Sputnik 1 fell back to the earth six months after it was launched, but Vanguard 1 still makes its daily pass around the planet. Though, it's now about as useful as a VW Bug made in the same year and even more noteworthy, it's not alone.
Of approximately 2,400 man-made satellites that have been launched since 1957, more than 2,000 of them are now obsolete or abandoned and, according to the US National Space Command, there are 20 pieces of useless debris in orbit for every operational satellite.
It's true. Four decades of intense space colonization have created a massive armada of junk that now spins around our planet like high-tech ice cubes trapped in a cosmic frozen daiquiri.
NSC currently tracks more than 10,000 "identifiable objects" including spent rockets, fuel canisters, and large trashcans intentionally jettisoned by shuttle crews. Estimates for orbital debris are actually around 35-million if you count "unidentifiable objects" such as paint chips, bolts, and foil shards that all move twelve-times faster than a bullet, and are each capable of killing an astronaut who is out for an afternoon space walk. To prevent costly and even lethal collisions, NSC officials must navigate the shuttle through this flying minefield, maintaining a five-mile safety envelope around it at all times.
If the thought that Motorola and Russia plan to systematically rain satellites and space stations on our planet gives you cause for alarm, don't worry. According to NASA, everythings under control. The units will likely burn up on re-entry and whatever is left will splash down in a colorful billion-dollar fireworks show over the ocean.
NASA was not so full of assurances in 1998, however, when they called the Chilean government in a semi-panic to inform them that one of their orbiters, with a nuclear fuel core no less, was going to fall "somewhere" over their country "sometime" in the next 48 hours. Luckily for the Chileans, NASA's calculations were off and the unit disappeared into the aquatic bowels of the Pacific.
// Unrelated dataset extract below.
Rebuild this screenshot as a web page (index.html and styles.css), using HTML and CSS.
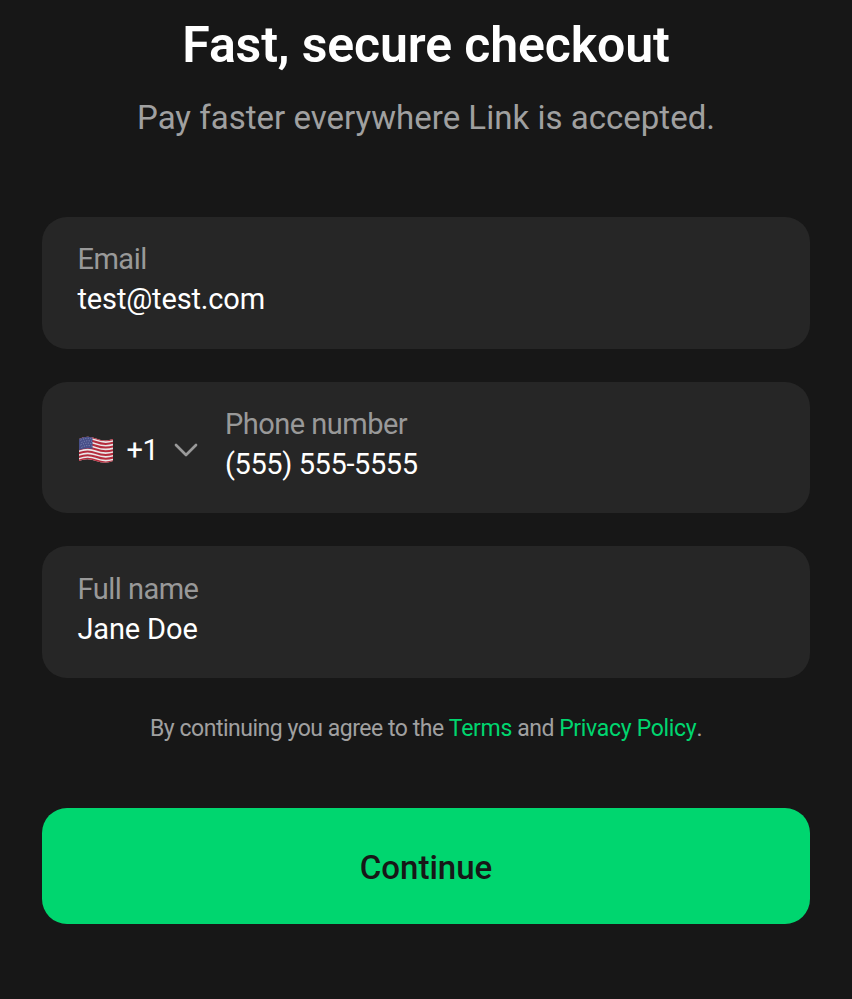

NASA's response was something on the order of "sorry, that stuff happens."
Of course, NASA would like nothing better than for Russia to dump its 13-year-old planetary RV into the sea so that it can concentrate on helping develop the "new improved" International Space Station.
Now, a sensible person might look at this situation and be inclined to ask: why pour billions of dollars into developing a space station when: A) the other space station already in orbit is about to be discarded because it has little viable use beyond that of a movie set; and B) the billions of dollars could be better spent developing things like alternative fuel sources that would be commercially viable and improve life for all of the planet's inhabitants?
Somehow, I bet George Lucas is behind this. After all, in another couple of decades he'll probably need a defunct space station to use for Star Wars 9, and he'll likely be one of the few institutions with a sufficient budget to capitalize on it.
So far, it appears that the only useful thing to come from space is just that, space. Or rather, to use the Department of Defense term, strategic space. Which roughly translated means: a good place to put floating surveillance cameras and media transmission devices.
Really, there is little else "out there." Unless you're an X-Files fan, in which case "the truth" is out there, but everyone knows that truth is hard to sell.